Wednesday, April 1, 2009

Fantasy Baseball Team Contest: Most Mailed In

If you’ve ever seen the movie Elf, you may have noticed that James Caan exhibits about as much energy throughout the film as a three-toed sloth. I consider it the most mailed-in performance in the history of cinema. In fact, I challenge anyone to point out a performance that is anywhere near as listless. Clearly, Caan is the Secretariat of sucky acting. His inclusion in a masterpiece like The Godfather is nothing short of an outrage.

I bring this up, because I find it fascinating how some are able to get by—thrive even—on such extremely minimal effort.
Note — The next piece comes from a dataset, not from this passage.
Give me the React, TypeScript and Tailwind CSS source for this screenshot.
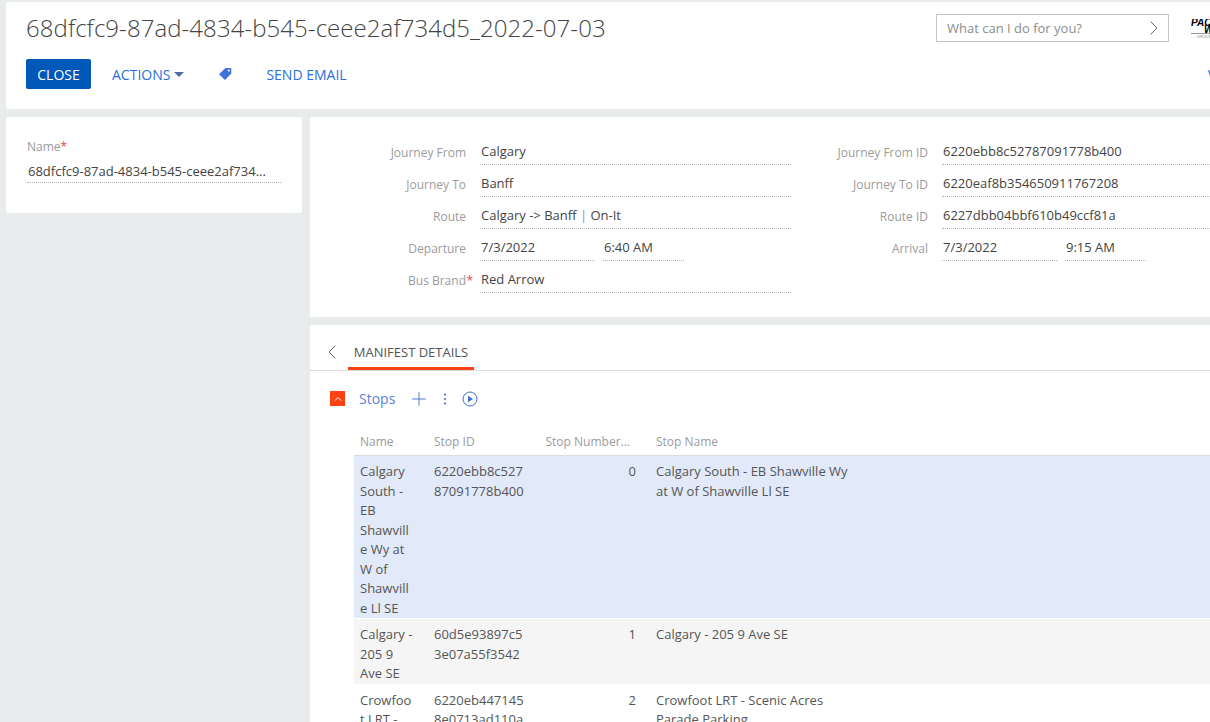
import { ChevronLeft, ChevronRight, ChevronUp, Plus } from "lucide-react";

type Stop = {
  name: string;
  id: string;
  num: number;
  stop: string;
};

const stops: Stop[] = [
  { name: "Calgary South - EB Shawville Wy at W of Shawville Ll SE", id: "6220ebb8c52787091778b400", num: 0, stop: "Calgary South - EB Shawville Wy at W of Shawville Ll SE" },
  { name: "Calgary - 205 9 Ave SE", id: "60d5e93897c53e07a55f3542", num: 1, stop: "Calgary - 205 9 Ave SE" },
  { name: "Crowfoot LRT - Scenic Acres Parade Parking", id: "6220eb4471458e0713ad110a", num: 2, stop: "Crowfoot LRT - Scenic Acres Parade Parking" },
];

const rowColors = ["bg-[#e2e9f8]", "bg-[#f5f5f5]", "bg-white"];

function Field({ label, required, children }: { label: string; required?: boolean; children: React.ReactNode }) {
  return (
    <div className="flex h-8 items-start">
      <div className="relative w-[170px] shrink-0 pt-[7px] pr-[14px] text-right text-[12px] leading-[18px] text-[#9b9b9b]">
        {label}
        {required && <span className="absolute right-[7px] text-[#e8473a]">*</span>}
      </div>
      {children}
    </div>
  );
}

function Value({ width, children }: { width: string; children: React.ReactNode }) {
  return (
    <div className={`${width} h-7 border-b border-dotted border-[#b5b5b5] pt-[4px] pl-[1px] text-[13px] leading-5 text-[#444]`}>
      {children}
    </div>
  );
}

export default function App() {
  return (
    <div className="h-[722px] w-[1210px] overflow-hidden bg-[#e9ecec] pt-[2px] pl-[6px] font-['Open_Sans',sans-serif]">
      {/* header */}
      <div className="h-[107px] w-[1204px] overflow-hidden rounded-l-[2px] bg-white pt-[10px] pl-5">
        <div className="flex h-[47px] items-start">
          <h1 className="mt-[-1px] w-[910px] shrink-0 text-[24px] leading-[34px] font-light tracking-[0.065px] text-[#444]">
            68dfcfc9-87ad-4834-b545-ceee2af734d5_2022-07-03
          </h1>
          <div className="mt-[2px] flex h-7 w-[233px] shrink-0 items-center justify-between border border-[#c4c4c4] pr-[2px] pl-[10px] text-[13px] text-[#8c8c8c]">
            <span className="pt-[1px]">What can I do for you?</span>
            <ChevronRight size={24} strokeWidth={1} className="text-[#666]" />
          </div>
          <div className="mt-[7px] ml-[22px] w-[19px] shrink-0 overflow-hidden">
            <div className="w-[60px] text-[10px] leading-[7px] font-bold text-black italic font-['Liberation_Sans',sans-serif]">PAC</div>
            <div className="w-[60px] pl-[13px] text-[10px] leading-[7px] font-bold text-black italic font-['Liberation_Sans',sans-serif]">W</div>
            <div className="h-px w-[20px] bg-[#999]" />
            <div className="pl-[6px] text-[4px] leading-[5px] text-[#888]">GROUP</div>
          </div>
        </div>
        <div className="flex h-[30px] items-center whitespace-nowrap text-[14px] text-[#2a6fdc]">
          <button className="h-[30px] w-[65px] shrink-0 rounded-[2px] bg-[#0058b8] pt-[1px] text-[14px] text-white">CLOSE</button>
          <span className="ml-[21px] shrink-0 pt-[1px]">ACTIONS</span>
          <svg width="10" height="5" viewBox="0 0 10 5" className="ml-[4px] shrink-0">
            <path d="M0 0h10L5 5z" fill="#4a6da7" />
          </svg>
          <svg width="14" height="14" viewBox="0 0 14 14" className="ml-[34px] shrink-0">
            <path d="M7.5 1h5a.8.8 0 0 1 .8.8v4.6L7 13 1 7.2zM10.8 2.6a1 1 0 1 0 .01 0z" fill="#3f73d9" fillRule="evenodd" />
          </svg>
          <span className="ml-[34px] shrink-0 pt-[1px]">SEND EMAIL</span>
          <span className="ml-[861px] shrink-0 pt-[1px]">VIEW</span>
        </div>
      </div>

      <div className="mt-2 flex gap-2">
        {/* left panel */}
        <div className="h-[96px] w-[296px] shrink-0 rounded-[2px] bg-white pt-[21px] pl-[21px]">
          <div className="text-[12px] leading-[18px] text-[#9b9b9b]">
            Name<span className="text-[#e8473a]">*</span>
          </div>
          <div className="mt-[-1px] h-[28px] w-[254px] border-b border-dotted border-[#b5b5b5] pt-[8px] pl-[1px] text-[13px] leading-[17px] text-[#444]">
            68dfcfc9-87ad-4834-b545-ceee2af734...
          </div>
        </div>

        <div className="w-[900px] shrink-0">
          {/* journey form */}
          <div className="flex h-[200px] bg-white pt-[20px]">
            <div className="w-[481px] shrink-0">
              <Field label="Journey From"><Value width="w-[311px]">Calgary</Value></Field>
              <Field label="Journey To"><Value width="w-[311px]">Banff</Value></Field>
              <Field label="Route">
                <Value width="w-[311px]">Calgary -&gt; Banff <span className="text-[#5b9bd5]">|</span> On-It</Value>
              </Field>
              <Field label="Departure">
                <div className="flex gap-2">
                  <Value width="w-[115px]">7/3/2022</Value>
                  <Value width="w-[81px]">6:40 AM</Value>
                </div>
              </Field>
              <Field label="Bus Brand" required><Value width="w-[311px]">Red Arrow</Value></Field>
            </div>
            <div className="ml-[-19px] w-[438px] shrink-0">
              <Field label="Journey From ID"><Value width="w-[268px]">6220ebb8c52787091778b400</Value></Field>
              <Field label="Journey To ID"><Value width="w-[268px]">6220eaf8b354650911767208</Value></Field>
              <Field label="Route ID"><Value width="w-[268px]">6227dbb04bbf610b49ccf81a</Value></Field>
              <Field label="Arrival">
                <div className="flex gap-2">
                  <Value width="w-[115px]">7/3/2022</Value>
                  <Value width="w-[81px]">9:15 AM</Value>
                </div>
              </Field>
            </div>
          </div>

          {/* manifest */}
          <div className="mt-2 h-[400px] bg-white">
            <div className="flex h-[46px] items-end border-b border-[#dcdcdc] pl-[10px]">
              <ChevronLeft size={24} strokeWidth={1} className="mb-[6px] text-[#666]" />
              <div className="ml-[4px] h-[46px] w-[126px] border-b-[3px] border-[#ff4013] pt-[18px] text-center text-[13px] leading-[20px] text-[#555]">
                MANIFEST DETAILS
              </div>
            </div>

            <div className="mt-[17px] flex h-[21px] items-center pl-5">
              <div className="flex h-[15px] w-[15px] items-center justify-center bg-[#ff4013]">
                <ChevronUp size={12} strokeWidth={2} className="text-white" />
              </div>
              <span className="ml-[14px] text-[14px] text-[#5a7fd6]">Stops</span>
              <Plus size={22} strokeWidth={1} className="ml-[13px] text-[#3f6fd1]" />
              <svg width="4" height="12" viewBox="0 0 4 12" className="ml-[13px]">
                <circle cx="2" cy="1.5" r="1.1" fill="#3f6fd1" />
                <circle cx="2" cy="6" r="1.1" fill="#3f6fd1" />
                <circle cx="2" cy="10.5" r="1.1" fill="#3f6fd1" />
              </svg>
              <svg width="16" height="16" viewBox="0 0 16 16" className="ml-[15px]">
                <circle cx="8" cy="8" r="7" fill="none" stroke="#3f6fd1" />
                <path d="M6 4.8v6.4L11 8z" fill="#3f6fd1" />
              </svg>
            </div>

            <div className="mt-[22px] ml-[44px] w-[856px]">
              <div className="grid h-[25px] grid-cols-[74px_111px_97px_1fr] border-b border-[#dcdcdc] pt-[1px] text-[12px] leading-5 text-[#9b9b9b]">
                <div className="pl-[6px]">Name</div>
                <div className="pl-[6px]">Stop ID</div>
                <div className="truncate pr-[6px] text-right">Stop Number...</div>
                <div className="pl-[20px]">Stop Name</div>
              </div>
              {stops.map((row, i) => (
                <div
                  key={row.id}
                  className={`grid grid-cols-[74px_111px_97px_1fr] border-b border-white pt-[6px] text-[13px] leading-[19.5px] text-[#555] ${rowColors[i]}`}
                >
                  <div className="pr-[12px] pl-[6px] wrap-anywhere">{row.name}</div>
                  <div className="pr-[14px] pl-[6px] wrap-anywhere">{row.id}</div>
                  <div className="text-right">{row.num}</div>
                  <div className="w-[225px] pl-[20px]">{row.stop}</div>
                </div>
              ))}
            </div>
          </div>
        </div>
      </div>
    </div>
  );
}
Did you know that the sloth is so energy efficient that it can go a week without urinating or defecating? Caan proved that he can make millions without modifying his facial expression or intonation in the slightest. And some fantasy owners are perfectly happy to christen their team with a name that exudes laziness—a name like “Home Runs,” “Doug Outs,” or “Lots of Balls.” {Insert Diet Pepsi Max voiceover, “WAKE UP PEOPLE!”}

I’m sure you have more than one dude in your league who mailed it in. So get it into a comment by April 30 in order that we can crown the James Caan of fantasy team names. (I’ll choose finalists, then Roto Rebel readers can vote.)